TASK DIRECTIONS: Go through the listing and return every line with "Tailwind" in it.

ENTRIES PROVIDED:
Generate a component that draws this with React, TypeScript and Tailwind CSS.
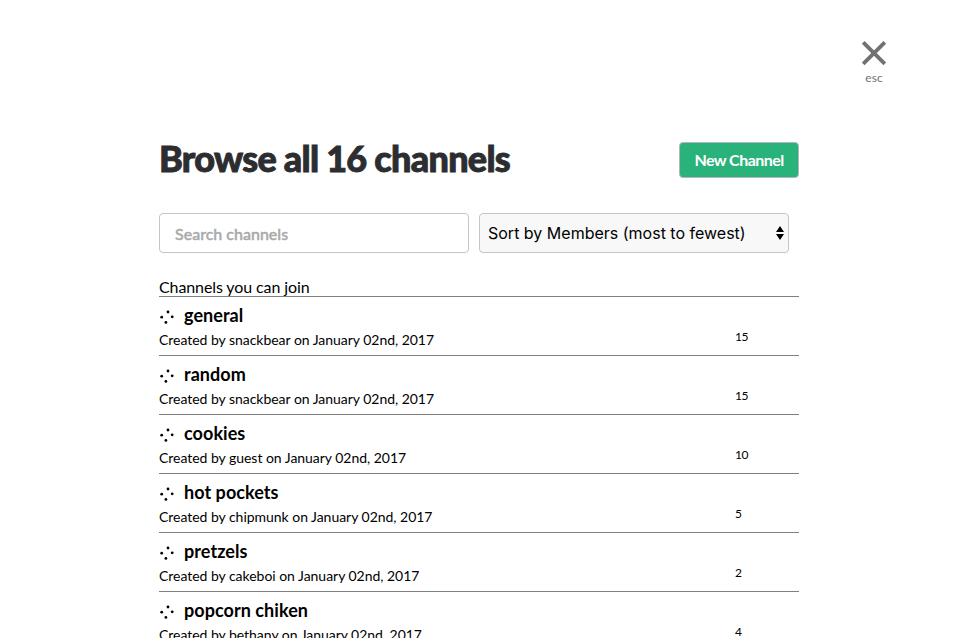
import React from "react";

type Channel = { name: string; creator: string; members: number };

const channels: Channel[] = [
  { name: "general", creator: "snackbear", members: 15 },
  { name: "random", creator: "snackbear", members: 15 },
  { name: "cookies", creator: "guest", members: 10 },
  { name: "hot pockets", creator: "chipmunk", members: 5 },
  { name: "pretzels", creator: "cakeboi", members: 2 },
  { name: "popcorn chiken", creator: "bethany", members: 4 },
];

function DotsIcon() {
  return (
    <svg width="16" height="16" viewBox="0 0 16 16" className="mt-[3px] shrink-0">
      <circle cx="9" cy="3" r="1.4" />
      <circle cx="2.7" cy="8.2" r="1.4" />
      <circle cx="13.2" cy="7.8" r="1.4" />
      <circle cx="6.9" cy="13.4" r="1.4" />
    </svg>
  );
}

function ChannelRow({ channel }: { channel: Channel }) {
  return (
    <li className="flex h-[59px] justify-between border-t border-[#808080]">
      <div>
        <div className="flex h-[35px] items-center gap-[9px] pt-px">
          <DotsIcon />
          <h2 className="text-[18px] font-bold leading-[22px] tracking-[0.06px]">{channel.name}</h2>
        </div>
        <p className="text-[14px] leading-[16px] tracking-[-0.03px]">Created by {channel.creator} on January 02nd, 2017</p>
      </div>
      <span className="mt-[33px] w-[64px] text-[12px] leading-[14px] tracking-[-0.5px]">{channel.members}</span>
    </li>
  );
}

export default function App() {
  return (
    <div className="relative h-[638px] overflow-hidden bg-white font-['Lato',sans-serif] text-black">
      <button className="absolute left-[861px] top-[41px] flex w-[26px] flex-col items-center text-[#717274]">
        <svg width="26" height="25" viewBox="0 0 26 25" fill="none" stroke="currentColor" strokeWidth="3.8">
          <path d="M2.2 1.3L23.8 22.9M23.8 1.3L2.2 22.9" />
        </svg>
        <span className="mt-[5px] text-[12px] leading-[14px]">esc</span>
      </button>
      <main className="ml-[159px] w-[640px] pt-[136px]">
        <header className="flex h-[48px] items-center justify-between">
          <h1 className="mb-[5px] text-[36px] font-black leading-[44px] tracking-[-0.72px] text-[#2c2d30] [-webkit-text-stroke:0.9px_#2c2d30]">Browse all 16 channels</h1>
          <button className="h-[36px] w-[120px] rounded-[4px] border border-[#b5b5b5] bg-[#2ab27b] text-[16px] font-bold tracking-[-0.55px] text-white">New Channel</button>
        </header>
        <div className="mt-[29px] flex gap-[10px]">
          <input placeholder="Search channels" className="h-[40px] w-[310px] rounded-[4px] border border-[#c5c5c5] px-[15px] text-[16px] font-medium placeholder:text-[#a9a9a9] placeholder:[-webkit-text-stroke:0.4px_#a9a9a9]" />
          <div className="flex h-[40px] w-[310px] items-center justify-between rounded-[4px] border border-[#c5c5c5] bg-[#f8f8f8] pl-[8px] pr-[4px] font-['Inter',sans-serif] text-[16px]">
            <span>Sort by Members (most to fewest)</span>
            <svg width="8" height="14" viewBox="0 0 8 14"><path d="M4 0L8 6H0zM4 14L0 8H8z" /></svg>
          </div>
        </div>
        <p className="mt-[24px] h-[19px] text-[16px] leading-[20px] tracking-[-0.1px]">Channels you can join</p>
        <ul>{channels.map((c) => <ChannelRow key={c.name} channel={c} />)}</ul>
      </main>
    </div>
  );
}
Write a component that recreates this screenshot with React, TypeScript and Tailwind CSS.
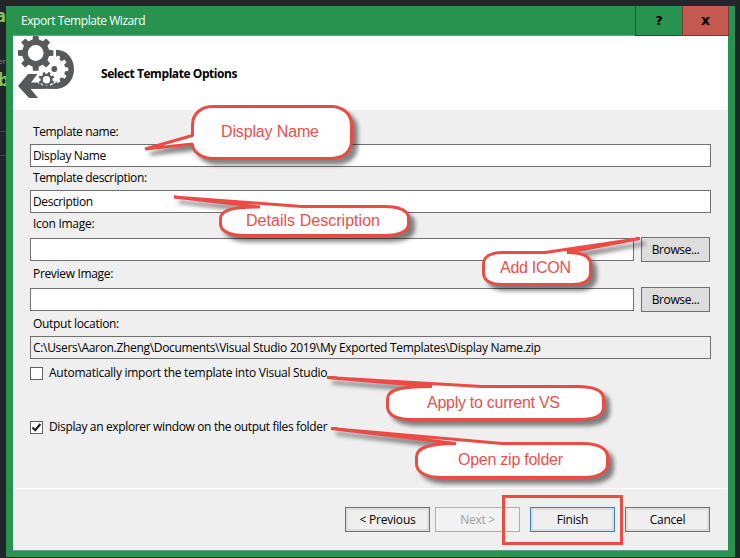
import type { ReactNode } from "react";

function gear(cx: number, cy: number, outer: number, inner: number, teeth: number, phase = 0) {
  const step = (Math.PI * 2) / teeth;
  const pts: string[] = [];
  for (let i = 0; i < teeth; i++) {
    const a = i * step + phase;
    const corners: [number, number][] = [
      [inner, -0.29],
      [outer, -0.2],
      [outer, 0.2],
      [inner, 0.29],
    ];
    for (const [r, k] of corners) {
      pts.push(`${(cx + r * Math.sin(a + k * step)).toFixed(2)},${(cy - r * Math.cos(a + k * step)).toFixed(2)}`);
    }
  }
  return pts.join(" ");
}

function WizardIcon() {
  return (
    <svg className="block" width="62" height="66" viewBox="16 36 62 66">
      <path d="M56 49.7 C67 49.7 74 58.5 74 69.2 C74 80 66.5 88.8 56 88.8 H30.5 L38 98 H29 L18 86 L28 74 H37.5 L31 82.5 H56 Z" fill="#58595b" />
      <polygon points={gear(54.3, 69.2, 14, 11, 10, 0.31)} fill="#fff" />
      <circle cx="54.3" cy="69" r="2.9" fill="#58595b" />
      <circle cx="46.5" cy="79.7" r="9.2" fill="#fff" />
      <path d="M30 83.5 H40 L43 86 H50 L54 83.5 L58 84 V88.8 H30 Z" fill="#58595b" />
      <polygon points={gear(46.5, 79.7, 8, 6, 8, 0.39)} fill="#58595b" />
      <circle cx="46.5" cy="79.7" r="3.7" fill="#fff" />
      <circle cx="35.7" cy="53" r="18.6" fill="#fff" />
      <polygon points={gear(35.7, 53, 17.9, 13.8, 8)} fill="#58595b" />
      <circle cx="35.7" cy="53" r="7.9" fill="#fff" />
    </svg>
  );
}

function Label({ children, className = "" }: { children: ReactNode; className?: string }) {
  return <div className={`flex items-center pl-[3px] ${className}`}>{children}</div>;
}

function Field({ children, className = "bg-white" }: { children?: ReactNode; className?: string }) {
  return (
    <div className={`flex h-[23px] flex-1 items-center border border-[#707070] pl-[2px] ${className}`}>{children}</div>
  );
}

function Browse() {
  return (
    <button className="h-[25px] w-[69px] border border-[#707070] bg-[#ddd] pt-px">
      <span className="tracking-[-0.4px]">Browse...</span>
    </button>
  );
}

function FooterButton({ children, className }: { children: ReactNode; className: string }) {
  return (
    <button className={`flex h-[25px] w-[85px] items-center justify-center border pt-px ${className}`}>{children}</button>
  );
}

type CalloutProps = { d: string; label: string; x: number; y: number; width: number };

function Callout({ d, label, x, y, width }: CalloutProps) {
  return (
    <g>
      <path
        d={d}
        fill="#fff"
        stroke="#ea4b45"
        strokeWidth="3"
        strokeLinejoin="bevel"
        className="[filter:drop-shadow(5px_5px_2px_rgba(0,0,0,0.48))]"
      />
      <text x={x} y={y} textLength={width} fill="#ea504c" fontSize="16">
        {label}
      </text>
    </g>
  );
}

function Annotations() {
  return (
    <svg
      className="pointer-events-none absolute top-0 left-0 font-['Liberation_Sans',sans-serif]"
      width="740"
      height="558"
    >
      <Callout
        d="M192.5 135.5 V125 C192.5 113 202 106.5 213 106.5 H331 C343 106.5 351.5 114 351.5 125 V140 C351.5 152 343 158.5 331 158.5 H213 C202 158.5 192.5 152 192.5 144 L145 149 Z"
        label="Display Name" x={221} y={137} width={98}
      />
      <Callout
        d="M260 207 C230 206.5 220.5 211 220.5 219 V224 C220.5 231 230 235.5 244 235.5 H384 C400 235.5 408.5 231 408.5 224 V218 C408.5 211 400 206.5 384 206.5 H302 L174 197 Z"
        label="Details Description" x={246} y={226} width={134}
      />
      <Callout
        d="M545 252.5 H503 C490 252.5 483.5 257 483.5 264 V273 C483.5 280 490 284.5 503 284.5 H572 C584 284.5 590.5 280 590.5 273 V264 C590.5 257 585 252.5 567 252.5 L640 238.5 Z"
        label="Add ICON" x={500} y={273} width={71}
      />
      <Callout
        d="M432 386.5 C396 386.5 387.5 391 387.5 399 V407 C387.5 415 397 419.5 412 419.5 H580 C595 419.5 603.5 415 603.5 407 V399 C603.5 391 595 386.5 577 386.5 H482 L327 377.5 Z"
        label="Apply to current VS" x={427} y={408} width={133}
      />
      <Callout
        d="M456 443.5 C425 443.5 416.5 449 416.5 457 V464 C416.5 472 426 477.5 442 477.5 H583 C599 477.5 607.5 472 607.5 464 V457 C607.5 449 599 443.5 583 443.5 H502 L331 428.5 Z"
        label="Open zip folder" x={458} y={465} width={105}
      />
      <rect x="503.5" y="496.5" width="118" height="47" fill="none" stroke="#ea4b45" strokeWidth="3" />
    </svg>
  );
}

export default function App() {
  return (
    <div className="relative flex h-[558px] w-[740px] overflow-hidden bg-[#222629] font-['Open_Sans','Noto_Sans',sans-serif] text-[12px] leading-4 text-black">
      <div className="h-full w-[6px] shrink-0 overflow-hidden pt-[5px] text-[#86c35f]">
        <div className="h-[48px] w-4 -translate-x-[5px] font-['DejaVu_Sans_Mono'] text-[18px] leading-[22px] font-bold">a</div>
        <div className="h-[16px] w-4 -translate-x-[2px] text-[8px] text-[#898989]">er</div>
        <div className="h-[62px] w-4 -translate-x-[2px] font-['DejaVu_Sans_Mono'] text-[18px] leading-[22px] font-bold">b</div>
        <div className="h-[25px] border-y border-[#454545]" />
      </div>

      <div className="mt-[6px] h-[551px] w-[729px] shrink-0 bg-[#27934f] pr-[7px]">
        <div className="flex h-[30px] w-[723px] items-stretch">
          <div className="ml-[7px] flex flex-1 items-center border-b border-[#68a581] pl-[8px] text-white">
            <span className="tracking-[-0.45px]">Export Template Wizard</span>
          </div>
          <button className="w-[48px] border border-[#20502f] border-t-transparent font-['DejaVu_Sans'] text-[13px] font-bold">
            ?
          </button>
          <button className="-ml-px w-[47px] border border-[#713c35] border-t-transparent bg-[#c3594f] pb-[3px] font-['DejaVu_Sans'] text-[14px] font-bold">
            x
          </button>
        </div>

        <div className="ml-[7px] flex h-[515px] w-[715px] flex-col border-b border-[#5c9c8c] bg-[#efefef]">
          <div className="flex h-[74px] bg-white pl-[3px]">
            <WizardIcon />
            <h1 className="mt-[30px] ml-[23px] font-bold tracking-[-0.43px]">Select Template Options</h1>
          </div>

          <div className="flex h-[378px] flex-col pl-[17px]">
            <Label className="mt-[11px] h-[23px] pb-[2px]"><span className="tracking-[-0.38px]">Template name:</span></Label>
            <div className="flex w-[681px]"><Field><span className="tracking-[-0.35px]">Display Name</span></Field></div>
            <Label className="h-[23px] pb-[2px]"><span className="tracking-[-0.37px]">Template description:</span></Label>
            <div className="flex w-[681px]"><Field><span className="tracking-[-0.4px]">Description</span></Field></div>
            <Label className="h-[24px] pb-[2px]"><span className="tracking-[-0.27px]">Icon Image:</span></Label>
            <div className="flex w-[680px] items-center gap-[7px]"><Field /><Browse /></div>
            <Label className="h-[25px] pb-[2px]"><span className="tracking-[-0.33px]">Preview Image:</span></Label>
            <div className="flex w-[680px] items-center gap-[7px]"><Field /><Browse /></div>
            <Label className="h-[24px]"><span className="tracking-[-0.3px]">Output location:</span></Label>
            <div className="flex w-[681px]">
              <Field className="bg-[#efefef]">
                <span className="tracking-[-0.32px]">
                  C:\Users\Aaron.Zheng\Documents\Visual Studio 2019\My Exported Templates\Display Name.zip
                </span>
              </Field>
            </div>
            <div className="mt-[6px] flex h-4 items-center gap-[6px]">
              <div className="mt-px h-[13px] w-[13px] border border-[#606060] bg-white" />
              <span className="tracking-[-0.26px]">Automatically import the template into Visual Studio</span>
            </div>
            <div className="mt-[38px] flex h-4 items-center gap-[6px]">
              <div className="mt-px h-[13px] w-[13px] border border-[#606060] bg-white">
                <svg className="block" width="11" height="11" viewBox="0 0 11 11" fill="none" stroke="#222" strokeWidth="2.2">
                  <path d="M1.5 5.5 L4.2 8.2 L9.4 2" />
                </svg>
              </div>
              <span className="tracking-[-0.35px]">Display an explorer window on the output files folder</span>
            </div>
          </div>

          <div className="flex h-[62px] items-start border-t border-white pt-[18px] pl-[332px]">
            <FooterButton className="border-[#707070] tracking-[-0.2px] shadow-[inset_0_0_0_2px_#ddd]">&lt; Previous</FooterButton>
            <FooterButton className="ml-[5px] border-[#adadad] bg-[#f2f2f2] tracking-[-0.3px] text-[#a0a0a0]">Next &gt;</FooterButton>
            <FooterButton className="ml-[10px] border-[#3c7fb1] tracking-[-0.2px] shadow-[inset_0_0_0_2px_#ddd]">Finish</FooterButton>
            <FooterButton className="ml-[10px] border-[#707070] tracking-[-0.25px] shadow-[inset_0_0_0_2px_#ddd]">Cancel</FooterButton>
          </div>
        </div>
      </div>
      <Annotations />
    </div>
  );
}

EXERCISE RESPONSE:
Generate a component that draws this with React, TypeScript and Tailwind CSS.
Write a component that recreates this screenshot with React, TypeScript and Tailwind CSS.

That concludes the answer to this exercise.